One of the reforms is a new risk assessment tool, under which there are seven categories of defendants the county criminal judges say should presumptively be released on personal bonds.

Yet the county is still sticking to $2,000, $1,000 or $500 preset bonds for these defendants, and arguing judges should have up to 48 hours to hold a hearing to assess the defendants’ risk of not showing up to court or committing more crimes while out on bond.

Despite the litigation, Kate David, a Husch Blackwell attorney representing Harris County, said she is very proud of reforms the county has made, especially its new practice of providing public defenders for all misdemeanor defendants at probable cause hearings where bail is set.

“We are the first county in Texas to do so,” David said.

“I’m curious to know how many counties in the country beat us to the punch,” Rosenthal said.

Civil Rights Corps attorney Alec Karakatsanis represents lead plaintiff Maranda ODonnell.

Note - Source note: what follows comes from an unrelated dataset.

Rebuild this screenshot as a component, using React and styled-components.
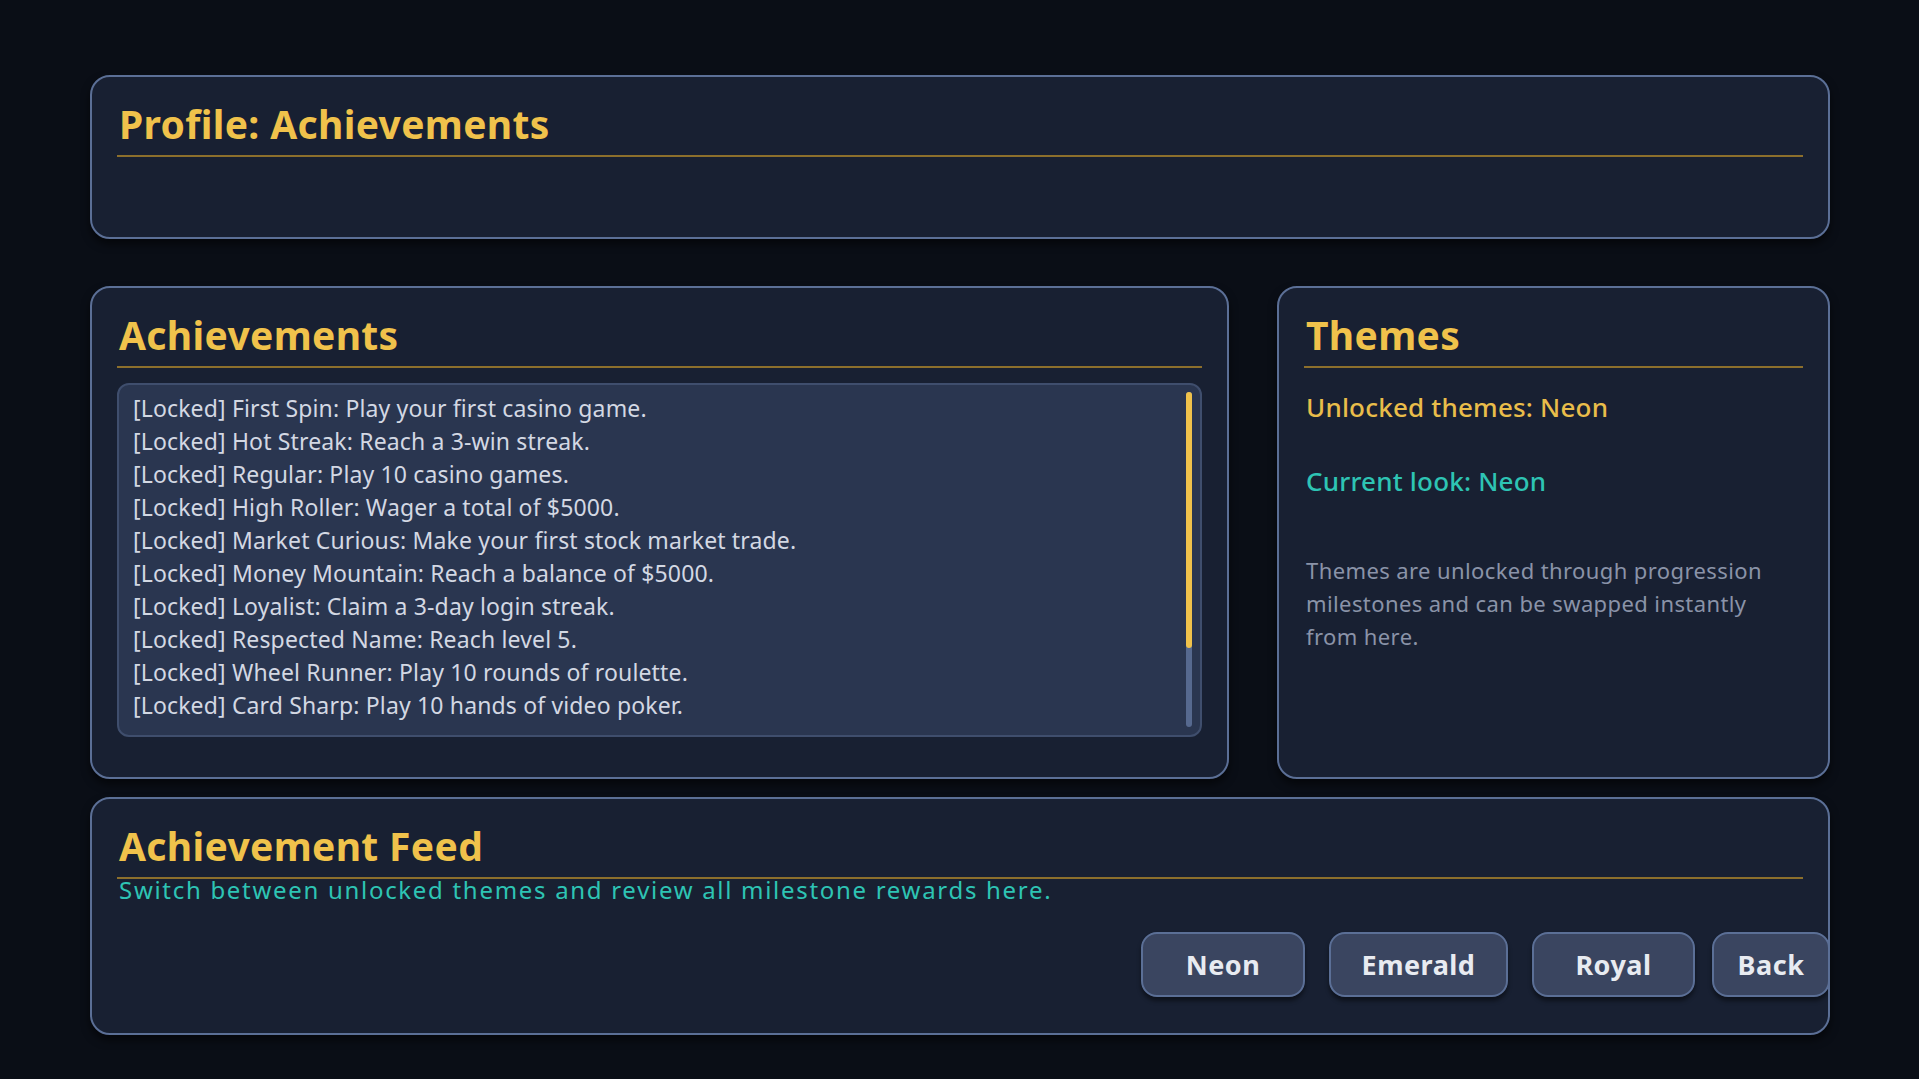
import styled, { createGlobalStyle } from "styled-components";

const GlobalStyle = createGlobalStyle`
  html, body {
    margin: 0;
    padding: 0;
    background: #0a0e16;
  }
  body {
    font-family: "Noto Sans", "Open Sans", sans-serif;
  }
`;

const Page = styled.div`
  width: 1919px;
  height: 1079px;
  box-sizing: border-box;
  padding: 75px 89px 0 90px;
  display: flex;
  flex-direction: column;
  background: #0a0e16;
`;

const Panel = styled.section`
  box-sizing: border-box;
  background: #182032;
  border: 2px solid #5b6f96;
  border-radius: 20px;
  padding: 21px 25px 0 25px;
  box-shadow: 0 5px 8px rgba(0, 0, 0, 0.55);
  height: ${(p) => p.$height}px;
  width: ${(p) => (p.$width ? `${p.$width}px` : "auto")};
  overflow: hidden;
`;

const Heading = styled.h2`
  margin: 0;
  padding: 2px 0 7px 2px;
  font-size: 39px;
  line-height: 48px;
  font-weight: 700;
  letter-spacing: 0.35px;
  color: #f0c24b;
  border-bottom: 2px solid #8c6f2c;
`;

const MiddleRow = styled.div`
  display: flex;
  gap: 48px;
  margin: 47px 0 18px;
`;

const ListBox = styled.div`
  box-sizing: border-box;
  height: 354px;
  margin-top: 15px;
  background: #2a3650;
  border: 2px solid #3f4e6d;
  border-radius: 12px;
  padding: 7px 30px 0 14px;
  position: relative;
`;

const ListItem = styled.div`
  font-size: 23px;
  line-height: 33px;
  letter-spacing: 0.15px;
  color: #d3d8e3;
  white-space: nowrap;
`;

const ScrollTrack = styled.div`
  position: absolute;
  right: 8px;
  top: 7px;
  bottom: 8px;
  width: 6px;
  border-radius: 3px;
  background: #56698f;
`;

const ScrollThumb = styled.div`
  width: 100%;
  height: 256px;
  border-radius: 3px;
  background: #f0c24b;
`;

const InfoLine = styled.p`
  margin: ${(p) => p.$top}px 0 0 2px;
  font-size: 26px;
  line-height: 32px;
  font-weight: 500;
  letter-spacing: 0.2px;
  color: ${(p) => p.$color};
`;

const Description = styled.p`
  margin: 57px 0 0 2px;
  font-size: 22px;
  line-height: 33px;
  color: #8a93a8;
  letter-spacing: 0.4px;
`;

const SubText = styled.p`
  margin: -1px 0 0 2px;
  font-size: 24px;
  line-height: 24px;
  color: #2ec4b4;
  letter-spacing: 1.7px;
`;

const ButtonRow = styled.div`
  display: flex;
  justify-content: flex-end;
  gap: 24px;
  margin: 30px -27px 0 0;
`;

const Button = styled.button`
  box-sizing: border-box;
  width: ${(p) => p.$w}px;
  height: 65px;
  margin-left: ${(p) => p.$ml || 0}px;
  background: #3a4560;
  border: 2px solid #5b6f96;
  border-radius: 16px;
  box-shadow: 0 4px 4px rgba(0, 0, 0, 0.45);
  color: #e8ebf1;
  font-family: "Noto Sans", "Open Sans", sans-serif;
  font-size: 27px;
  font-weight: 700;
  letter-spacing: 0.5px;
  cursor: pointer;
`;

const achievements = [
  "First Spin: Play your first casino game.",
  "Hot Streak: Reach a 3-win streak.",
  "Regular: Play 10 casino games.",
  "High Roller: Wager a total of $5000.",
  "Market Curious: Make your first stock market trade.",
  "Money Mountain: Reach a balance of $5000.",
  "Loyalist: Claim a 3-day login streak.",
  "Respected Name: Reach level 5.",
  "Wheel Runner: Play 10 rounds of roulette.",
  "Card Sharp: Play 10 hands of video poker.",
];

export default function App() {
  return (
    <>
      <GlobalStyle />
      <Page>
        <Panel $height={164}>
          <Heading>Profile: Achievements</Heading>
        </Panel>

        <MiddleRow>
          <Panel $height={493} $width={1139}>
            <Heading>Achievements</Heading>
            <ListBox>
              {achievements.map((a) => (
                <ListItem key={a}>[Locked] {a}</ListItem>
              ))}
              <ScrollTrack>
                <ScrollThumb />
              </ScrollTrack>
            </ListBox>
          </Panel>
          <Panel $height={493} $width={553}>
            <Heading>Themes</Heading>
            <InfoLine $top={23} $color="#e9bd4a">Unlocked themes: Neon</InfoLine>
            <InfoLine $top={42} $color="#2ec4b4">Current look: Neon</InfoLine>
            <Description>
              Themes are unlocked through progression milestones and can be
              swapped instantly from here.
            </Description>
          </Panel>
        </MiddleRow>

        <Panel $height={238}>
          <Heading>Achievement Feed</Heading>
          <SubText>
            Switch between unlocked themes and review all milestone rewards here.
          </SubText>
          <ButtonRow>
            <Button $w={164}>Neon</Button>
            <Button $w={179}>Emerald</Button>
            <Button $w={163}>Royal</Button>
            <Button $w={118} $ml={-7}>Back</Button>
          </ButtonRow>
        </Panel>
      </Page>
    </>
  );
}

She filed a class action against Harris County in May 2016 after she was arrested on a misdemeanor charge of driving with an invalid license and a magistrate judge set her bail at $2,500.

At Thursday’s hearing, Karakatsanis highlighted the fact that data supplied for a preliminary injunction hearing Rosenthal held in March 2017 showed there’s no evidence that people released on a cash bond are more likely to show up for court than those released on a personal bond.

“We’re saying instead of having a bail hearing, these are all people who the county has deemed eligible for release, they should just release them … Given the factual record showing that money bail has no relationship to court appearance or community safety,” Civil Rights Corps attorney Elizabeth Rossi said after the hearing.

One of the challengers’ key arguments is that jailing poor people charged with petty crimes can compound their poverty, as they risk being fired from their jobs while they languish in jail.

With 30 people watching from the gallery, Judge Rosenthal said Thursday that she will give the parties a draft revised preliminary injunction.

“And I will make clear I am inviting input,” said Rosenthal, chief judge of the Southern District of Texas.

She seemed to be more closely aligned with the challengers’ position.

“Why are the 14 judges so adamant about keeping these people detained for 48 hours, when people who can pay can walk out the door?” she asked the county’s counsel, Chuck Cooper with the Washington, D.C. law firm Cooper & Kirk.

But Rosenthal said she will take a cautious approach to dialing back her injunction, keeping in mind the Fifth Circuit’s warning not to turn the presumption that some defendants should be released on personal bonds into a right.